• **MATERIAL TO PROCESS**
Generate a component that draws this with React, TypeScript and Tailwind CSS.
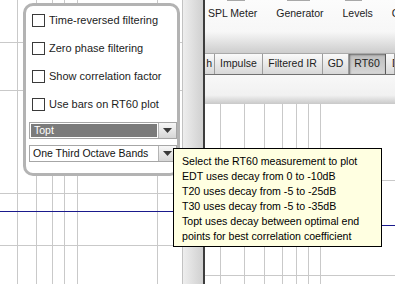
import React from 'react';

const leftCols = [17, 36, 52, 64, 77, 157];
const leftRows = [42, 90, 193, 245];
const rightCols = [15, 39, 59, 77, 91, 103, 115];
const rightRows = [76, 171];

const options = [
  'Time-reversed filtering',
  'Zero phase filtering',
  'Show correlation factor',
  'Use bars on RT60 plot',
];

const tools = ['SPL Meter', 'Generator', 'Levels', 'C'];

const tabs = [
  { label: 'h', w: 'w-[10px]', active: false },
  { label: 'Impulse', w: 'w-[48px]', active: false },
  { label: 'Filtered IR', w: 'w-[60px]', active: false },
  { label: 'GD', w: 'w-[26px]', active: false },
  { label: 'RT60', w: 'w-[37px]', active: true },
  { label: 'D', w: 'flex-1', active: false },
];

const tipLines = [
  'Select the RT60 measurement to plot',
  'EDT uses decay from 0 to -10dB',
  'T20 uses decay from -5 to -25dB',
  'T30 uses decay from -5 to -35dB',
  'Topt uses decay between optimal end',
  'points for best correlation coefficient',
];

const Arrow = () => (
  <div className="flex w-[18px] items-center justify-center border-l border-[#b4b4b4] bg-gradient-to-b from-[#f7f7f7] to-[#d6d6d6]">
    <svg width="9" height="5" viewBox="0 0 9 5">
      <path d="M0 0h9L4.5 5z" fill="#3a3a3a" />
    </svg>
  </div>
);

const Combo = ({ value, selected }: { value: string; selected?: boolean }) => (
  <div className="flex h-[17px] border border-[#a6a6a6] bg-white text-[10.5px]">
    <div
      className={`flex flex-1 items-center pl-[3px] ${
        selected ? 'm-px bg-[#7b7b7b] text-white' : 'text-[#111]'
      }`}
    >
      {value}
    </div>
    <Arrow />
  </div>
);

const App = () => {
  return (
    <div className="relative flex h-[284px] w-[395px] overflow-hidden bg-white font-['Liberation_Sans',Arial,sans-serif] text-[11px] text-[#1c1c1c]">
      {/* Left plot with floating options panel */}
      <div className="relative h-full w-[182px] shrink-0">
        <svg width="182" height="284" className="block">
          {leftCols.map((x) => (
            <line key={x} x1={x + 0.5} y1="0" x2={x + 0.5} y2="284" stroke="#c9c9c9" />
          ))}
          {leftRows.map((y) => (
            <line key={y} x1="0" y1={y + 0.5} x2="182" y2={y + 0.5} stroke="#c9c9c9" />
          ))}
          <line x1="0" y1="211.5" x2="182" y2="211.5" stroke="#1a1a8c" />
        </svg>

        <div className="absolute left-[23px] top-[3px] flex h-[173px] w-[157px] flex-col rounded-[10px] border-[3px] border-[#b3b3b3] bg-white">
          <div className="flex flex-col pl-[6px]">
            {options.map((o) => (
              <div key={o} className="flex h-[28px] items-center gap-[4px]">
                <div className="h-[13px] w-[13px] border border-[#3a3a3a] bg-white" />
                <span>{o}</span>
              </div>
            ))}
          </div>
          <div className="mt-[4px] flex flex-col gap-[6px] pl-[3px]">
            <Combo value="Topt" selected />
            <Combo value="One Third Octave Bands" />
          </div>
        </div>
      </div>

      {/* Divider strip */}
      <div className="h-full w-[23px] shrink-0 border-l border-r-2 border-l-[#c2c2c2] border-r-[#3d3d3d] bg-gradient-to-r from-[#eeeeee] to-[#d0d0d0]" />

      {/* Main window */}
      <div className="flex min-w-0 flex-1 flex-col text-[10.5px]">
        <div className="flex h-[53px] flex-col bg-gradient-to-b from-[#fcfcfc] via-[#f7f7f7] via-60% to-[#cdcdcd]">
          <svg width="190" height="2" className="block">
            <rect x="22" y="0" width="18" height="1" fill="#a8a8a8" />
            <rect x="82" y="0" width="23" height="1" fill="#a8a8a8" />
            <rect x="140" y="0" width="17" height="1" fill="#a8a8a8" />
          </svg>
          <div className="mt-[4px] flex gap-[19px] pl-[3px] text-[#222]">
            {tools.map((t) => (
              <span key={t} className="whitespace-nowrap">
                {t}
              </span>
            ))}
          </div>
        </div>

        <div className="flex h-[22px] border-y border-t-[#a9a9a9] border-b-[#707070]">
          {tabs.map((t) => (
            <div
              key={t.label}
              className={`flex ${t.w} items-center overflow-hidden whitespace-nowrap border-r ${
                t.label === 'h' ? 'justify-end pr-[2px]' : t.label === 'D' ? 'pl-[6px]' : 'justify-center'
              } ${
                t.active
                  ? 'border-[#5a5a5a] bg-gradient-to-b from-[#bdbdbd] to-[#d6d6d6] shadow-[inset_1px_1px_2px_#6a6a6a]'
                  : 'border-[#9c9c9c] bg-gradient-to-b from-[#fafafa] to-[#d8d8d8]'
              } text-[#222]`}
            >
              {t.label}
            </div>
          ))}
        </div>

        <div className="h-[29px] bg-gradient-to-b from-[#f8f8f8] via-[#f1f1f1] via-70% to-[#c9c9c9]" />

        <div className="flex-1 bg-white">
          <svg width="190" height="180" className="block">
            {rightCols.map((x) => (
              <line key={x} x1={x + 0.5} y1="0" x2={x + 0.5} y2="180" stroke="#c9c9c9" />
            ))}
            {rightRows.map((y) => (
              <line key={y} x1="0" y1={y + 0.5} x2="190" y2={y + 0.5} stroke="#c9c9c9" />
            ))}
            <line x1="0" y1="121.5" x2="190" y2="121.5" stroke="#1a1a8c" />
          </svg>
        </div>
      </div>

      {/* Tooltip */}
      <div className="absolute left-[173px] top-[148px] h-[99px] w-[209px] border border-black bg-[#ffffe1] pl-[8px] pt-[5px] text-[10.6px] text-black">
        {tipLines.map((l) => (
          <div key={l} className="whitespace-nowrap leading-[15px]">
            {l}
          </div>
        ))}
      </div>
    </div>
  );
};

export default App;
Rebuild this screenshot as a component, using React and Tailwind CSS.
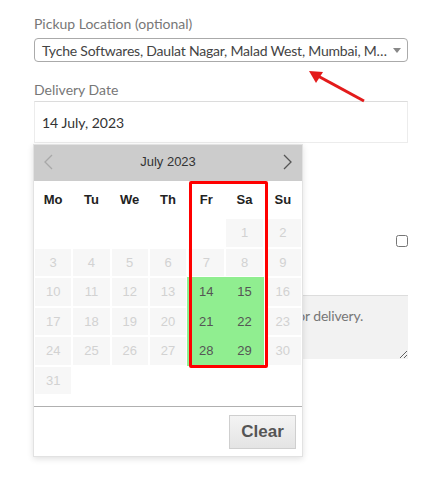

• **THE TASK**
Write the entries above out in full, exactly, with no images.

• **EXERCISE RESPONSE**
Generate a component that draws this with React, TypeScript and Tailwind CSS.
import React from 'react';

const leftCols = [17, 36, 52, 64, 77, 157];
const leftRows = [42, 90, 193, 245];
const rightCols = [15, 39, 59, 77, 91, 103, 115];
const rightRows = [76, 171];

const options = [
  'Time-reversed filtering',
  'Zero phase filtering',
  'Show correlation factor',
  'Use bars on RT60 plot',
];

const tools = ['SPL Meter', 'Generator', 'Levels', 'C'];

const tabs = [
  { label: 'h', w: 'w-[10px]', active: false },
  { label: 'Impulse', w: 'w-[48px]', active: false },
  { label: 'Filtered IR', w: 'w-[60px]', active: false },
  { label: 'GD', w: 'w-[26px]', active: false },
  { label: 'RT60', w: 'w-[37px]', active: true },
  { label: 'D', w: 'flex-1', active: false },
];

const tipLines = [
  'Select the RT60 measurement to plot',
  'EDT uses decay from 0 to -10dB',
  'T20 uses decay from -5 to -25dB',
  'T30 uses decay from -5 to -35dB',
  'Topt uses decay between optimal end',
  'points for best correlation coefficient',
];

const Arrow = () => (
  <div className="flex w-[18px] items-center justify-center border-l border-[#b4b4b4] bg-gradient-to-b from-[#f7f7f7] to-[#d6d6d6]">
    <svg width="9" height="5" viewBox="0 0 9 5">
      <path d="M0 0h9L4.5 5z" fill="#3a3a3a" />
    </svg>
  </div>
);

const Combo = ({ value, selected }: { value: string; selected?: boolean }) => (
  <div className="flex h-[17px] border border-[#a6a6a6] bg-white text-[10.5px]">
    <div
      className={`flex flex-1 items-center pl-[3px] ${
        selected ? 'm-px bg-[#7b7b7b] text-white' : 'text-[#111]'
      }`}
    >
      {value}
    </div>
    <Arrow />
  </div>
);

const App = () => {
  return (
    <div className="relative flex h-[284px] w-[395px] overflow-hidden bg-white font-['Liberation_Sans',Arial,sans-serif] text-[11px] text-[#1c1c1c]">
      {/* Left plot with floating options panel */}
      <div className="relative h-full w-[182px] shrink-0">
        <svg width="182" height="284" className="block">
          {leftCols.map((x) => (
            <line key={x} x1={x + 0.5} y1="0" x2={x + 0.5} y2="284" stroke="#c9c9c9" />
          ))}
          {leftRows.map((y) => (
            <line key={y} x1="0" y1={y + 0.5} x2="182" y2={y + 0.5} stroke="#c9c9c9" />
          ))}
          <line x1="0" y1="211.5" x2="182" y2="211.5" stroke="#1a1a8c" />
        </svg>

        <div className="absolute left-[23px] top-[3px] flex h-[173px] w-[157px] flex-col rounded-[10px] border-[3px] border-[#b3b3b3] bg-white">
          <div className="flex flex-col pl-[6px]">
            {options.map((o) => (
              <div key={o} className="flex h-[28px] items-center gap-[4px]">
                <div className="h-[13px] w-[13px] border border-[#3a3a3a] bg-white" />
                <span>{o}</span>
              </div>
            ))}
          </div>
          <div className="mt-[4px] flex flex-col gap-[6px] pl-[3px]">
            <Combo value="Topt" selected />
            <Combo value="One Third Octave Bands" />
          </div>
        </div>
      </div>

      {/* Divider strip */}
      <div className="h-full w-[23px] shrink-0 border-l border-r-2 border-l-[#c2c2c2] border-r-[#3d3d3d] bg-gradient-to-r from-[#eeeeee] to-[#d0d0d0]" />

      {/* Main window */}
      <div className="flex min-w-0 flex-1 flex-col text-[10.5px]">
        <div className="flex h-[53px] flex-col bg-gradient-to-b from-[#fcfcfc] via-[#f7f7f7] via-60% to-[#cdcdcd]">
          <svg width="190" height="2" className="block">
            <rect x="22" y="0" width="18" height="1" fill="#a8a8a8" />
            <rect x="82" y="0" width="23" height="1" fill="#a8a8a8" />
            <rect x="140" y="0" width="17" height="1" fill="#a8a8a8" />
          </svg>
          <div className="mt-[4px] flex gap-[19px] pl-[3px] text-[#222]">
            {tools.map((t) => (
              <span key={t} className="whitespace-nowrap">
                {t}
              </span>
            ))}
          </div>
        </div>

        <div className="flex h-[22px] border-y border-t-[#a9a9a9] border-b-[#707070]">
          {tabs.map((t) => (
            <div
              key={t.label}
              className={`flex ${t.w} items-center overflow-hidden whitespace-nowrap border-r ${
                t.label === 'h' ? 'justify-end pr-[2px]' : t.label === 'D' ? 'pl-[6px]' : 'justify-center'
              } ${
                t.active
                  ? 'border-[#5a5a5a] bg-gradient-to-b from-[#bdbdbd] to-[#d6d6d6] shadow-[inset_1px_1px_2px_#6a6a6a]'
                  : 'border-[#9c9c9c] bg-gradient-to-b from-[#fafafa] to-[#d8d8d8]'
              } text-[#222]`}
            >
              {t.label}
            </div>
          ))}
        </div>

        <div className="h-[29px] bg-gradient-to-b from-[#f8f8f8] via-[#f1f1f1] via-70% to-[#c9c9c9]" />

        <div className="flex-1 bg-white">
          <svg width="190" height="180" className="block">
            {rightCols.map((x) => (
              <line key={x} x1={x + 0.5} y1="0" x2={x + 0.5} y2="180" stroke="#c9c9c9" />
            ))}
            {rightRows.map((y) => (
              <line key={y} x1="0" y1={y + 0.5} x2="190" y2={y + 0.5} stroke="#c9c9c9" />
            ))}
            <line x1="0" y1="121.5" x2="190" y2="121.5" stroke="#1a1a8c" />
          </svg>
        </div>
      </div>

      {/* Tooltip */}
      <div className="absolute left-[173px] top-[148px] h-[99px] w-[209px] border border-black bg-[#ffffe1] pl-[8px] pt-[5px] text-[10.6px] text-black">
        {tipLines.map((l) => (
          <div key={l} className="whitespace-nowrap leading-[15px]">
            {l}
          </div>
        ))}
      </div>
    </div>
  );
};

export default App;
Rebuild this screenshot as a component, using React and Tailwind CSS.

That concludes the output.